Re: Trigger language question concerning the use of "to be"
From: | Ray Brown <ray.brown@...> |
Date: | Wednesday, May 11, 2005, 18:32 |
On Wednesday, May 11, 2005, at 12:55 , Tim May wrote:
> Chris Bates wrote at 2005-05-09 23:56:41 (+0100)
[snip]
>> "wacky no natlang does it" conlang idea. The one problem I can see
>> is that, while you can argue all occuring verb forms are
>> nominalizations, there are certainly verb roots which are not in
>> the same class as noun roots, since I don't believe nouns can
>> freely take the same morphology as verbs.
>
> Not so. Roots differ in terms of which voice/focus/nominalization
> affixes they can take, but they don't split cleanly into verbs and
> nouns. Nearly all roots can take at least some, and very few can take
> all.
That's very interesting. If nearly all, however, any idea why not all can
take at least one?
> e.g.
> _bahay_ "house" _magbahay_ "to build one's house"
> _anak_ "child" _maganak_ "to breed" _ianak_ "to give birth to someone"
> _walis_ "broom" _magwalis_ "to sweep"
>
> (_mag-_ "actor voice", _i-_ "conveyance voice")
>
> The paper to read on this is Nikolaus Himmelmann's "Lexical categories
> and voice in Tagalog".
>
>
http://www.linguistics.ruhr-uni-bochum.de/~himmelmann/LEXCAT.pdf
I shall.
> He doesn't actually call Tagalog words "nouns", on the grounds that if
> you only have one category it doesn't make sense to identify it as
> nominal or verbal.
That makes sense. In fact Bloomfield did that by calling them all "full
words"
> He does note that you might choose to call
> voice-marked words "verbs" on the understanding that it's a purely
> morpho-lexical and not a syntactic category.
Yes, it is syntactic category that we are concerned with, I think.
> Section 3.1 is particularly relevant to the matter under discussion.
>
> Some of his points:
>
> * Almost all Tagalog roots are glossed as English nouns, adjectives or
> participles rather than finite verbs.
>
> * There are four basic morphosyntactic functions in Tagalog clauses:
> predicate, subject, non-subject argument or adjunct, and modifier.

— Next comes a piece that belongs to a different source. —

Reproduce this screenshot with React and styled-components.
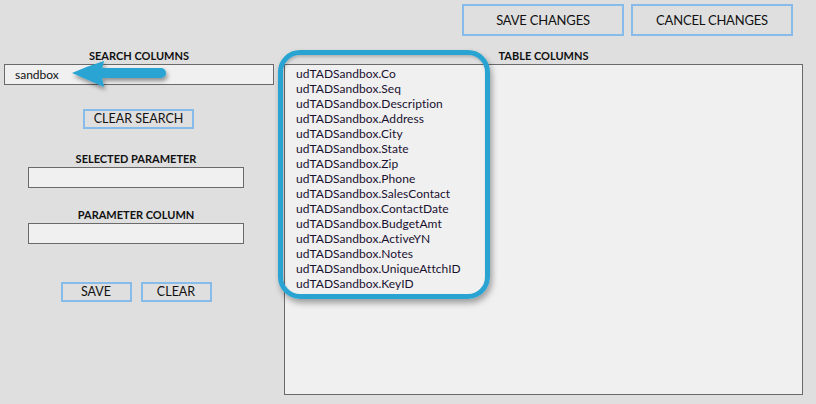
import React from "react";
import styled, { createGlobalStyle } from "styled-components";

const Global = createGlobalStyle`
  html, body {
    margin: 0;
    padding: 0;
    background: #dfdfdf;
    font-family: "Lato", "Liberation Sans", sans-serif;
    color: #111;
  }
`

const Page = styled.div`
  position: relative;
  width: 816px;
  height: 404px;
  overflow: hidden;
  background: #dfdfdf;
`

const TopBar = styled.div`
  display: flex;
  justify-content: flex-end;
  gap: 7px;
  padding: 4px 23px 0 0;
  height: 32px;
`

const BigButton = styled.button`
  width: 162px;
  height: 32px;
  background: #dfdfdf;
  border: 2px solid #86bbea;
  font-family: "Lato", "Liberation Sans", sans-serif;
  font-size: 13px;
  letter-spacing: -0.2px;
  color: #111;
  padding: 0;
`

const Main = styled.div`
  display: grid;
  grid-template-columns: 284px 519px;
  margin-top: 14px;
`

const LeftCol = styled.div`
  display: flex;
  flex-direction: column;
  align-items: center;
  width: 272px;
`

const Label = styled.div`
  font-size: 11px;
  font-weight: 700;
  text-align: center;
  line-height: 12px;
  height: 14px;
  margin-top: ${p => p.top || 0}px;
  margin-left: ${p => p.shift || 0}px;
`

const Input = styled.div`
  box-sizing: border-box;
  width: ${p => p.w}px;
  height: 21px;
  background: #f0f0f0;
  border: 1px solid #6a6a6a;
  font-size: 12px;
  line-height: 19px;
  padding-left: 10px;
  margin-left: ${p => p.shift || 0}px;
`

const SmallButton = styled.button`
  box-sizing: border-box;
  width: ${p => p.w}px;
  height: 20px;
  background: #dfdfdf;
  border: 2px solid #86bbea;
  font-family: "Lato", "Liberation Sans", sans-serif;
  font-size: 12.5px;
  line-height: 16px;
  color: #111;
  padding: 0;
`

const ClearSearch = styled(SmallButton)`
  margin-top: 24px;
  margin-left: 5px;
`

const ButtonRow = styled.div`
  display: flex;
  gap: 9px;
  margin-top: 38px;
`

const RightCol = styled.div`
  display: flex;
  flex-direction: column;
`

const ListBox = styled.div`
  box-sizing: border-box;
  height: 331px;
  background: #f0f0f0;
  border: 1px solid #6a6a6a;
  padding: 1px 0 0 11px;
`

const Item = styled.div`
  font-size: 12px;
  line-height: 15px;
  color: #1a1030;
  letter-spacing: 0.05px;
`

const Callout = styled.div`
  position: absolute;
  left: 278px;
  top: 50px;
  width: 212px;
  height: 249px;
  box-sizing: border-box;
  border: 5px solid #29a4d2;
  border-radius: 22px;
  box-shadow: 2px 4px 6px rgba(0, 0, 0, 0.35), inset 1px 2px 3px rgba(0, 0, 0, 0.2);
  pointer-events: none;
`

const ArrowSvg = styled.svg`
  position: absolute;
  left: 66px;
  top: 56px;
  overflow: visible;
`

const columns = [
  "Co", "Seq", "Description", "Address", "City", "State", "Zip", "Phone",
  "SalesContact", "ContactDate", "BudgetAmt", "ActiveYN", "Notes",
  "UniqueAttchID", "KeyID",
]

export default function App() {
  return (
    <Page>
      <Global />
      <TopBar>
        <BigButton>SAVE CHANGES</BigButton>
        <BigButton>CANCEL CHANGES</BigButton>
      </TopBar>
      <Main>
        <LeftCol>
          <Label shift={6}>SEARCH COLUMNS</Label>
          <Input w={270} shift={6}>sandbox</Input>
          <ClearSearch w={111}>CLEAR SEARCH</ClearSearch>
          <Label top={24}>SELECTED PARAMETER</Label>
          <Input w={216} />
          <Label top={21}>PARAMETER COLUMN</Label>
          <Input w={216} />
          <ButtonRow>
            <SmallButton w={71}>SAVE</SmallButton>
            <SmallButton w={71}>CLEAR</SmallButton>
          </ButtonRow>
        </LeftCol>
        <RightCol>
          <Label>TABLE COLUMNS</Label>
          <ListBox>
            {columns.map(c => (
              <Item key={c}>udTADSandbox.{c}</Item>
            ))}
          </ListBox>
        </RightCol>
      </Main>
      <Callout />
      <ArrowSvg width="110" height="40" viewBox="0 0 110 40">
        <defs>
          <filter id="sh" x="-20%" y="-40%" width="150%" height="200%">
            <feDropShadow dx="1.5" dy="3" stdDeviation="2" floodColor="#000" floodOpacity="0.4" />
          </filter>
        </defs>
        <g filter="url(#sh)">
          <line x1="34" y1="17" x2="95" y2="17" stroke="#29a4d2" strokeWidth="10" strokeLinecap="round" />
          <path d="M6,17 Q22,10 38,5 Q34,17 38,31 Q22,24 6,17 Z" fill="#29a4d2" />
        </g>
      </ArrowSvg>
    </Page>
  );
}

Good - that is what I have understood :)
> Tagalog content words are not subcategorised with regard to terminal
> syntactic categories. All phrasal categories with the exception of
> the predicate (when clause-initial) are composed of a function word
> which indicates the category and a content word. Content words are
> not subcategorised with regard to the content words with which they
> may appear, and all content words may serve as predicate. Fully
> inflected ACTION-words (that is, words denoting actions,
> prototypically verbal concepts) can serve in nominal constructions
> (subject, adjunct, modifier, with quantifiers) without any special
> treatment.
>
> * Tagalog roots definitely do, nonetheless, fall into lexical
> categories with regard to the affix-sets with which they may occur,
> and the meaning of the resulting affixed forms.
>
> * Practically all Tagalog roots (and many derived stems) can occur
> with at least one "voice" affix (and concomitant aspect/mood
> inflection) without any further derivation. Conversely, roots are
> not bound - almost all roots may occur in unaffixed form, though
> some do so more naturally than others.
>
> * Voice marking is essentially derivational in character.
Excellent stuff, by the sound of it (meaning that it seems to concur with
the understanding I have been getting from the - admittedly very little -
Tagalog I have come across :)
I shall be reading Nikolaus Himmelmann's paper!